[Front-end source files]
___

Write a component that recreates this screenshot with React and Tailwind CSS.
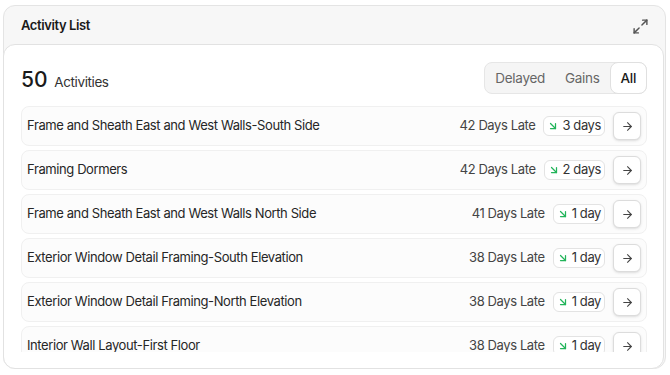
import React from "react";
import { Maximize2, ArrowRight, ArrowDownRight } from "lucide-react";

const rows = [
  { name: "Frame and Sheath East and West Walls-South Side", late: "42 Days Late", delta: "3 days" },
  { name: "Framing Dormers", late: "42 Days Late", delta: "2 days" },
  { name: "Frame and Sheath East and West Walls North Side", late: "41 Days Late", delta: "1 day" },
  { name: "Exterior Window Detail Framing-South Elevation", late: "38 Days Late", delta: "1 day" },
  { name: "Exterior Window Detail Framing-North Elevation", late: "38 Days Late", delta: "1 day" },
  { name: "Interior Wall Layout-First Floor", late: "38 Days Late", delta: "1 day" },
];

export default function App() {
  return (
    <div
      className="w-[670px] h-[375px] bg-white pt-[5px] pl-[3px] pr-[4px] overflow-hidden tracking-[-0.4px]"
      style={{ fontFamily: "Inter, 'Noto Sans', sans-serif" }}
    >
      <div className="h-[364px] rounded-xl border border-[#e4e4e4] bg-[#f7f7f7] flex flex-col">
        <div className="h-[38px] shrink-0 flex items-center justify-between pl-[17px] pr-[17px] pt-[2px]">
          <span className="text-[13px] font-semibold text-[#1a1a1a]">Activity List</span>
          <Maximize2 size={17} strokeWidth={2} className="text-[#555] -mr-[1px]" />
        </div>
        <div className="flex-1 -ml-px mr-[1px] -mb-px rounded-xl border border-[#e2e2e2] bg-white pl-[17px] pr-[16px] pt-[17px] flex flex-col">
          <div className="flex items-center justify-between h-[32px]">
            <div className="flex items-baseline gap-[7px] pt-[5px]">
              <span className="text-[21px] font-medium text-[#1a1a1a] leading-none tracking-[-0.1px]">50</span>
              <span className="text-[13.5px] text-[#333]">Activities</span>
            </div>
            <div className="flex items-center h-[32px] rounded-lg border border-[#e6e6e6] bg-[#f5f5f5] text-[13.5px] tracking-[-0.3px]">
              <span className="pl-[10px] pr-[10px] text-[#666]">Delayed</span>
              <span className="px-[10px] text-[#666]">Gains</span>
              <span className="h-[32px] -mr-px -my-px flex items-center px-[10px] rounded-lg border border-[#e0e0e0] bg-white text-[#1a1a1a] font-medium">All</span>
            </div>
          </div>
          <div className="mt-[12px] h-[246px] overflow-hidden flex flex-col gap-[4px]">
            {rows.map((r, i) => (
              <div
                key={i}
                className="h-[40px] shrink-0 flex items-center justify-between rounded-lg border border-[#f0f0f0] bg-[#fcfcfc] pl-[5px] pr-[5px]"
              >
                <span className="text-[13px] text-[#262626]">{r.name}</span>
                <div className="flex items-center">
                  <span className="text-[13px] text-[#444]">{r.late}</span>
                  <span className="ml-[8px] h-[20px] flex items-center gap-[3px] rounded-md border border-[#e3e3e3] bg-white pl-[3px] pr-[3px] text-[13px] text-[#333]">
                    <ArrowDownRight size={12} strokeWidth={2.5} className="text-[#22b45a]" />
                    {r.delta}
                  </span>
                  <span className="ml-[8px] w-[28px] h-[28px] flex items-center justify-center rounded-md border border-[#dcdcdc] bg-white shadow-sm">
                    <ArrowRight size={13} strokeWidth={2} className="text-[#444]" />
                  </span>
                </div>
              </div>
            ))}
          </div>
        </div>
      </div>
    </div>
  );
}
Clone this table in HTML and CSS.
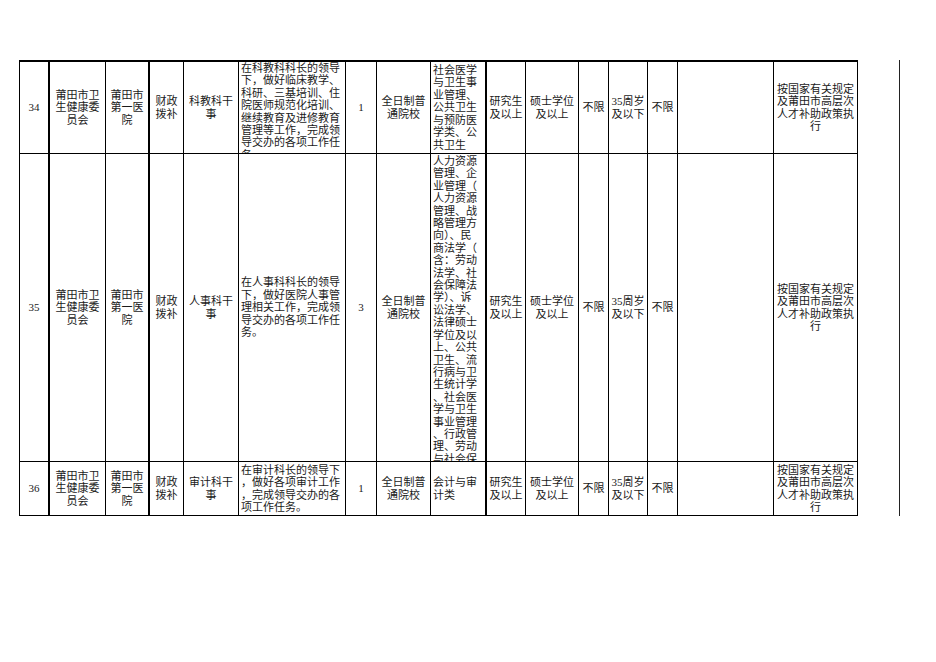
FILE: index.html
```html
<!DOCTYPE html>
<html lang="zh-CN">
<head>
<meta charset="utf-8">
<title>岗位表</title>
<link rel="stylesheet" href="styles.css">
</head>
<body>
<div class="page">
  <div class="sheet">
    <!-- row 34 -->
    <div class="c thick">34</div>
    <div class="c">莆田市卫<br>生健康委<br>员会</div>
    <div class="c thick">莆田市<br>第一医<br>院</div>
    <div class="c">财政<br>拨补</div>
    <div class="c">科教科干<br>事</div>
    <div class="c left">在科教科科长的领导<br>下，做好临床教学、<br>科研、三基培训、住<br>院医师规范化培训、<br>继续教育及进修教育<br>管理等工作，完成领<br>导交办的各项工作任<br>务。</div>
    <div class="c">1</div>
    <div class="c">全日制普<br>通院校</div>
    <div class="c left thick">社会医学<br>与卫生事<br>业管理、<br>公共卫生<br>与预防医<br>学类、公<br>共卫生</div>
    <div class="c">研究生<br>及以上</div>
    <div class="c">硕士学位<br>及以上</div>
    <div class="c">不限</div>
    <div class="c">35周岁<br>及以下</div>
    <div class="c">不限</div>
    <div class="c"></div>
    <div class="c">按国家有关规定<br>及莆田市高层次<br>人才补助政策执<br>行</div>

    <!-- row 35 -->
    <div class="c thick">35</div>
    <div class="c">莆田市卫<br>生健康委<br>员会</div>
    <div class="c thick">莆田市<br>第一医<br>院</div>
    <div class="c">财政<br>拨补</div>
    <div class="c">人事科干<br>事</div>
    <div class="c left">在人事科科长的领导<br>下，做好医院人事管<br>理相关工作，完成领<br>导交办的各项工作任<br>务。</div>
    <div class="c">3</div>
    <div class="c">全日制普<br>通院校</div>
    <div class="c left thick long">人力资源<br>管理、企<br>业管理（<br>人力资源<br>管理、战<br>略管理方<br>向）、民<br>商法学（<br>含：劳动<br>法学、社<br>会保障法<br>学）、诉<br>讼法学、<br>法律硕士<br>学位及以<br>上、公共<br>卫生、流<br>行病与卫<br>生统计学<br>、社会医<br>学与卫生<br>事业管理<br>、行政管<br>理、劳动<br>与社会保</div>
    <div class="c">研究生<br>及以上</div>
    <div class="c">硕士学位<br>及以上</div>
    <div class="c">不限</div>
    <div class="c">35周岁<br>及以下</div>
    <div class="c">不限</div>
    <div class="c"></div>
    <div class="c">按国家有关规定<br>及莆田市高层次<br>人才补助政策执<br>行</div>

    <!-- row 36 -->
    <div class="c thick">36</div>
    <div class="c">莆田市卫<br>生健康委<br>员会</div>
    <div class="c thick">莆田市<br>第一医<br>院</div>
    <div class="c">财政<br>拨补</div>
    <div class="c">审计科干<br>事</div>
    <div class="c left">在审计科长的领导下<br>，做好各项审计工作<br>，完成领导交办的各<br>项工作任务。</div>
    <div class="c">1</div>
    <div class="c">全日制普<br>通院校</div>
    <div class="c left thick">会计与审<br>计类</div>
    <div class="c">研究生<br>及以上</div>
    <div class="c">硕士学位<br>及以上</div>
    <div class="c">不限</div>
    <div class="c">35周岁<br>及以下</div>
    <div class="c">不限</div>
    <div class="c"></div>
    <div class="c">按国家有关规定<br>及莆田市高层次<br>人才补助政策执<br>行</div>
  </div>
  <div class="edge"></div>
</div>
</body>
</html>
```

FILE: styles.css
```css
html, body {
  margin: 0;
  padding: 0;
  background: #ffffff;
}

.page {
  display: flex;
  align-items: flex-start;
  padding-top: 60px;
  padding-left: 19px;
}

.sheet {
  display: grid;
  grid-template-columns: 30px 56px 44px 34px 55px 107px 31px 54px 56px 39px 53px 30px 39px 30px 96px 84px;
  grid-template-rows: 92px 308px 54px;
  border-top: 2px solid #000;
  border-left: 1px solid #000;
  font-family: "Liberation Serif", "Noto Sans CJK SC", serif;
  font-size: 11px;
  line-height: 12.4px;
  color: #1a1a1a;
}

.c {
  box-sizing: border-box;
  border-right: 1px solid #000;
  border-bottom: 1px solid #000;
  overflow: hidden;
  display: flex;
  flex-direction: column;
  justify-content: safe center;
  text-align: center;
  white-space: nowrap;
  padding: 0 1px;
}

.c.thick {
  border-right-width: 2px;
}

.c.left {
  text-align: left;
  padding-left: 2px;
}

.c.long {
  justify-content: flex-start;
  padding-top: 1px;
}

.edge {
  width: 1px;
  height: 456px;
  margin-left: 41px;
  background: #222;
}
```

___

## Requirement:
Return nothing but the lines running from the start of the data to the line with "Maximize2, ArrowRight, ArrowDownRight", please, both ends included and no pictures.

## Solution to the problem:
Write a component that recreates this screenshot with React and Tailwind CSS.
import React from "react";
import { Maximize2, ArrowRight, ArrowDownRight } from "lucide-react";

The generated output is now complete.